EXERCISE DIRECTIONS: Quote all of the data exactly as given. Skip every picture it contains.

DATA EXCERPT:

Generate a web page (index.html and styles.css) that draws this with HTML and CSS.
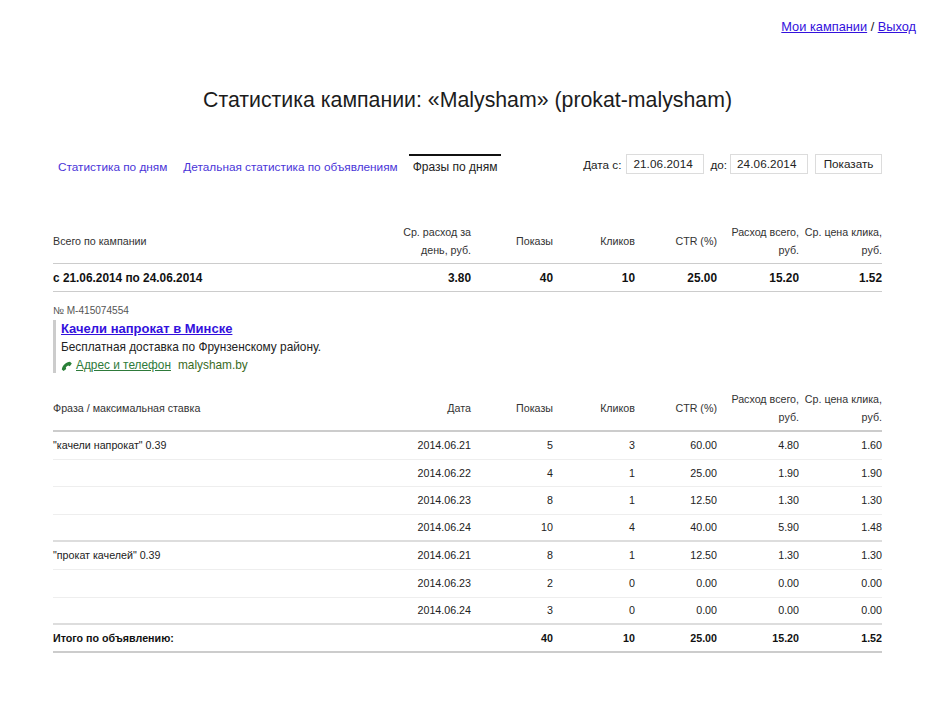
FILE: index.html
```html
<!DOCTYPE html>
<html lang="ru">
<head>
<meta charset="utf-8">
<title>Статистика кампании</title>
<link rel="stylesheet" href="styles.css">
</head>
<body>
<div class="top"><a href="#">Мои кампании</a> / <a href="#">Выход</a></div>
<h1>Статистика кампании: «Malysham» (prokat-malysham)</h1>
<div class="toolbar">
  <nav class="tabs">
    <a href="#" class="tab">Статистика по дням</a>
    <a href="#" class="tab">Детальная статистика по объявлениям</a>
    <span class="tab active">Фразы по дням</span>
  </nav>
  <form class="dates">
    <label>Дата с:</label><span class="field f1">21.06.2014</span>
    <label class="l2">до:</label><span class="field f2">24.06.2014</span>
    <span class="btn">Показать</span>
  </form>
</div>
<table class="stat summary">
  <thead>
    <tr><th class="c1">Всего по кампании</th><th>Ср. расход за<br>день, руб.</th><th>Показы</th><th>Кликов</th><th>CTR (%)</th><th>Расход всего,<br>руб.</th><th>Ср. цена клика,<br>руб.</th></tr>
  </thead>
  <tbody>
    <tr class="total tall"><td class="c1">с 21.06.2014 по 24.06.2014</td><td>3.80</td><td>40</td><td>10</td><td>25.00</td><td>15.20</td><td>1.52</td></tr>
  </tbody>
</table>
<div class="ad">
  <div class="num">№ M-415074554</div>
  <div class="ad-body">
    <a href="#" class="ad-title">Качели напрокат в Минске</a>
    <div class="ad-text">Бесплатная доставка по Фрунзенскому району.</div>
    <div class="ad-links">
      <svg class="phone" viewBox="0 0 11 11" width="11" height="11"><path d="M.8 9.6L2.6 11 5.2 9 4.8 7.6C5.4 6.8 6.2 6 7.2 5.6L8.8 6.2 10.8 3.6 9 1.8C5 2 1.4 5.4.8 9.6Z" fill="#2a8038"/></svg>
      <a href="#">Адрес и телефон</a><span class="domain">malysham.by</span>
    </div>
  </div>
</div>
<table class="stat phrases">
  <thead>
    <tr><th class="c1">Фраза / максимальная ставка</th><th>Дата</th><th>Показы</th><th>Кликов</th><th>CTR (%)</th><th>Расход всего,<br>руб.</th><th>Ср. цена клика,<br>руб.</th></tr>
  </thead>
  <tbody>
    <tr class="tall"><td class="c1">"качели напрокат" 0.39</td><td>2014.06.21</td><td>5</td><td>3</td><td>60.00</td><td>4.80</td><td>1.60</td></tr>
    <tr><td class="c1"></td><td>2014.06.22</td><td>4</td><td>1</td><td>25.00</td><td>1.90</td><td>1.90</td></tr>
    <tr class="tall"><td class="c1"></td><td>2014.06.23</td><td>8</td><td>1</td><td>12.50</td><td>1.30</td><td>1.30</td></tr>
    <tr class="end"><td class="c1"></td><td>2014.06.24</td><td>10</td><td>4</td><td>40.00</td><td>5.90</td><td>1.48</td></tr>
    <tr class="tall"><td class="c1">"прокат качелей" 0.39</td><td>2014.06.21</td><td>8</td><td>1</td><td>12.50</td><td>1.30</td><td>1.30</td></tr>
    <tr class="tall"><td class="c1"></td><td>2014.06.23</td><td>2</td><td>0</td><td>0.00</td><td>0.00</td><td>0.00</td></tr>
    <tr class="end"><td class="c1"></td><td>2014.06.24</td><td>3</td><td>0</td><td>0.00</td><td>0.00</td><td>0.00</td></tr>
    <tr class="total last tall"><td class="c1">Итого по объявлению:</td><td></td><td>40</td><td>10</td><td>25.00</td><td>15.20</td><td>1.52</td></tr>
  </tbody>
</table>
</body>
</html>
```
FILE: styles.css
```css
html, body { margin: 0; padding: 0; }
body {
  background: #fff;
  color: #1a1a1a;
  font-family: "Liberation Sans", Arial, sans-serif;
  font-size: 10.7px;
  padding: 0 53px;
  height: 701px;
  box-sizing: border-box;
  overflow: hidden;
}
a { color: #3311dd; }
.top {
  display: flex;
  justify-content: flex-end;
  gap: 3.5px;
  margin-right: -34px;
  padding-top: 19px;
  height: 45px;
  line-height: 15px;
  font-size: 12.8px;
  box-sizing: border-box;
}
h1 {
  margin: 42px 0 0;
  font-size: 21.3px;
  font-weight: normal;
  line-height: 26px;
  text-align: center;
  color: #1c1c1c;
}
.toolbar {
  display: flex;
  justify-content: space-between;
  margin-top: 41px;
  height: 30px;
}
.tabs { display: flex; }
.tab {
  display: block;
  box-sizing: border-box;
  height: 26px;
  padding: 4px 4px 0;
  line-height: 15px;
  font-size: 11.8px;
  color: #4a35d8;
  text-decoration: none;
  border-top: 2px solid transparent;
  margin-right: 7px;
}
.tab:first-child { margin-left: 1px; margin-right: 8px; }
.active { color: #222; border-top-color: #111; margin-right: 0; font-size: 12px; }
.dates { display: flex; align-items: center; height: 20px; font-size: 11.7px; color: #222; }
.l2 { margin-left: 6px; }
.field, .btn {
  box-sizing: border-box;
  height: 20px;
  line-height: 17px;
  border: 1px solid #dcdcdc;
  font-size: 11.7px;
}
.field { width: 78px; margin-left: 5px; padding-left: 6px; letter-spacing: 0.1px; }
.f2 { margin-left: 3px; }
.btn { width: 67px; margin-left: 7px; text-align: center; }
.stat { width: 829px; border-collapse: collapse; table-layout: fixed; }
.stat th, .stat td {
  padding: 0;
  text-align: right;
  font-weight: normal;
  width: 82px;
}
.stat th:last-child { width: 83px; }
.stat th {
  box-sizing: border-box;
  height: 40px;
  padding-bottom: 4px;
  line-height: 18px;
  color: #333;
  white-space: nowrap;
}
.stat td { height: 27px; box-sizing: border-box; border-bottom: 1px solid #eee; color: #222; }
.stat .tall td { height: 28px; }
.stat th.c1, .stat td.c1 { width: auto; text-align: left; }
.stat thead tr { border-bottom: 2px solid #ccc; }
.stat .end td { border-bottom: 2px solid #ddd; }
.total td { font-weight: bold; color: #111; }
.summary { margin-top: 39px; }
.summary thead tr { border-bottom: 1px solid #ccc; }
.summary .total td { font-size: 11.85px; border-bottom: 1px solid #ccc; }
.phrases { margin-top: 17px; }
.phrases .last td { border-bottom: 2px solid #ccc; }
.ad { margin-top: 12px; }
.num { font-size: 10.1px; color: #555; line-height: 13px; }
.ad-body {
  margin-top: 3px;
  border-left: 3px solid #ccc;
  padding-left: 5px;
  height: 53px;
  line-height: 18px;
  font-size: 11.85px;
}
.ad-title { display: block; font-weight: bold; font-size: 13px; }
.ad-text { color: #222; }
.ad-links { display: flex; align-items: center; color: #2e6b2e; }
.ad-links a { color: #2e7a3a; }
.phone { margin: 1px 4px 0 0; }
.domain { margin-left: 7px; color: #3a6b1e; }
```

SOLUTION TO THIS EXERCISE:
Generate a web page (index.html and styles.css) that draws this with HTML and CSS.
FILE: index.html
```html
<!DOCTYPE html>
<html lang="ru">
<head>
<meta charset="utf-8">
<title>Статистика кампании</title>
<link rel="stylesheet" href="styles.css">
</head>
<body>
<div class="top"><a href="#">Мои кампании</a> / <a href="#">Выход</a></div>
<h1>Статистика кампании: «Malysham» (prokat-malysham)</h1>
<div class="toolbar">
  <nav class="tabs">
    <a href="#" class="tab">Статистика по дням</a>
    <a href="#" class="tab">Детальная статистика по объявлениям</a>
    <span class="tab active">Фразы по дням</span>
  </nav>
  <form class="dates">
    <label>Дата с:</label><span class="field f1">21.06.2014</span>
    <label class="l2">до:</label><span class="field f2">24.06.2014</span>
    <span class="btn">Показать</span>
  </form>
</div>
<table class="stat summary">
  <thead>
    <tr><th class="c1">Всего по кампании</th><th>Ср. расход за<br>день, руб.</th><th>Показы</th><th>Кликов</th><th>CTR (%)</th><th>Расход всего,<br>руб.</th><th>Ср. цена клика,<br>руб.</th></tr>
  </thead>
  <tbody>
    <tr class="total tall"><td class="c1">с 21.06.2014 по 24.06.2014</td><td>3.80</td><td>40</td><td>10</td><td>25.00</td><td>15.20</td><td>1.52</td></tr>
  </tbody>
</table>
<div class="ad">
  <div class="num">№ M-415074554</div>
  <div class="ad-body">
    <a href="#" class="ad-title">Качели напрокат в Минске</a>
    <div class="ad-text">Бесплатная доставка по Фрунзенскому району.</div>
    <div class="ad-links">
      <svg class="phone" viewBox="0 0 11 11" width="11" height="11"><path d="M.8 9.6L2.6 11 5.2 9 4.8 7.6C5.4 6.8 6.2 6 7.2 5.6L8.8 6.2 10.8 3.6 9 1.8C5 2 1.4 5.4.8 9.6Z" fill="#2a8038"/></svg>
      <a href="#">Адрес и телефон</a><span class="domain">malysham.by</span>
    </div>
  </div>
</div>
<table class="stat phrases">
  <thead>
    <tr><th class="c1">Фраза / максимальная ставка</th><th>Дата</th><th>Показы</th><th>Кликов</th><th>CTR (%)</th><th>Расход всего,<br>руб.</th><th>Ср. цена клика,<br>руб.</th></tr>
  </thead>
  <tbody>
    <tr class="tall"><td class="c1">"качели напрокат" 0.39</td><td>2014.06.21</td><td>5</td><td>3</td><td>60.00</td><td>4.80</td><td>1.60</td></tr>
    <tr><td class="c1"></td><td>2014.06.22</td><td>4</td><td>1</td><td>25.00</td><td>1.90</td><td>1.90</td></tr>
    <tr class="tall"><td class="c1"></td><td>2014.06.23</td><td>8</td><td>1</td><td>12.50</td><td>1.30</td><td>1.30</td></tr>
    <tr class="end"><td class="c1"></td><td>2014.06.24</td><td>10</td><td>4</td><td>40.00</td><td>5.90</td><td>1.48</td></tr>
    <tr class="tall"><td class="c1">"прокат качелей" 0.39</td><td>2014.06.21</td><td>8</td><td>1</td><td>12.50</td><td>1.30</td><td>1.30</td></tr>
    <tr class="tall"><td class="c1"></td><td>2014.06.23</td><td>2</td><td>0</td><td>0.00</td><td>0.00</td><td>0.00</td></tr>
    <tr class="end"><td class="c1"></td><td>2014.06.24</td><td>3</td><td>0</td><td>0.00</td><td>0.00</td><td>0.00</td></tr>
    <tr class="total last tall"><td class="c1">Итого по объявлению:</td><td></td><td>40</td><td>10</td><td>25.00</td><td>15.20</td><td>1.52</td></tr>
  </tbody>
</table>
</body>
</html>
```
FILE: styles.css
```css
html, body { margin: 0; padding: 0; }
body {
  background: #fff;
  color: #1a1a1a;
  font-family: "Liberation Sans", Arial, sans-serif;
  font-size: 10.7px;
  padding: 0 53px;
  height: 701px;
  box-sizing: border-box;
  overflow: hidden;
}
a { color: #3311dd; }
.top {
  display: flex;
  justify-content: flex-end;
  gap: 3.5px;
  margin-right: -34px;
  padding-top: 19px;
  height: 45px;
  line-height: 15px;
  font-size: 12.8px;
  box-sizing: border-box;
}
h1 {
  margin: 42px 0 0;
  font-size: 21.3px;
  font-weight: normal;
  line-height: 26px;
  text-align: center;
  color: #1c1c1c;
}
.toolbar {
  display: flex;
  justify-content: space-between;
  margin-top: 41px;
  height: 30px;
}
.tabs { display: flex; }
.tab {
  display: block;
  box-sizing: border-box;
  height: 26px;
  padding: 4px 4px 0;
  line-height: 15px;
  font-size: 11.8px;
  color: #4a35d8;
  text-decoration: none;
  border-top: 2px solid transparent;
  margin-right: 7px;
}
.tab:first-child { margin-left: 1px; margin-right: 8px; }
.active { color: #222; border-top-color: #111; margin-right: 0; font-size: 12px; }
.dates { display: flex; align-items: center; height: 20px; font-size: 11.7px; color: #222; }
.l2 { margin-left: 6px; }
.field, .btn {
  box-sizing: border-box;
  height: 20px;
  line-height: 17px;
  border: 1px solid #dcdcdc;
  font-size: 11.7px;
}
.field { width: 78px; margin-left: 5px; padding-left: 6px; letter-spacing: 0.1px; }
.f2 { margin-left: 3px; }
.btn { width: 67px; margin-left: 7px; text-align: center; }
.stat { width: 829px; border-collapse: collapse; table-layout: fixed; }
.stat th, .stat td {
  padding: 0;
  text-align: right;
  font-weight: normal;
  width: 82px;
}
.stat th:last-child { width: 83px; }
.stat th {
  box-sizing: border-box;
  height: 40px;
  padding-bottom: 4px;
  line-height: 18px;
  color: #333;
  white-space: nowrap;
}
.stat td { height: 27px; box-sizing: border-box; border-bottom: 1px solid #eee; color: #222; }
.stat .tall td { height: 28px; }
.stat th.c1, .stat td.c1 { width: auto; text-align: left; }
.stat thead tr { border-bottom: 2px solid #ccc; }
.stat .end td { border-bottom: 2px solid #ddd; }
.total td { font-weight: bold; color: #111; }
.summary { margin-top: 39px; }
.summary thead tr { border-bottom: 1px solid #ccc; }
.summary .total td { font-size: 11.85px; border-bottom: 1px solid #ccc; }
.phrases { margin-top: 17px; }
.phrases .last td { border-bottom: 2px solid #ccc; }
.ad { margin-top: 12px; }
.num { font-size: 10.1px; color: #555; line-height: 13px; }
.ad-body {
  margin-top: 3px;
  border-left: 3px solid #ccc;
  padding-left: 5px;
  height: 53px;
  line-height: 18px;
  font-size: 11.85px;
}
.ad-title { display: block; font-weight: bold; font-size: 13px; }
.ad-text { color: #222; }
.ad-links { display: flex; align-items: center; color: #2e6b2e; }
.ad-links a { color: #2e7a3a; }
.phone { margin: 1px 4px 0 0; }
.domain { margin-left: 7px; color: #3a6b1e; }
```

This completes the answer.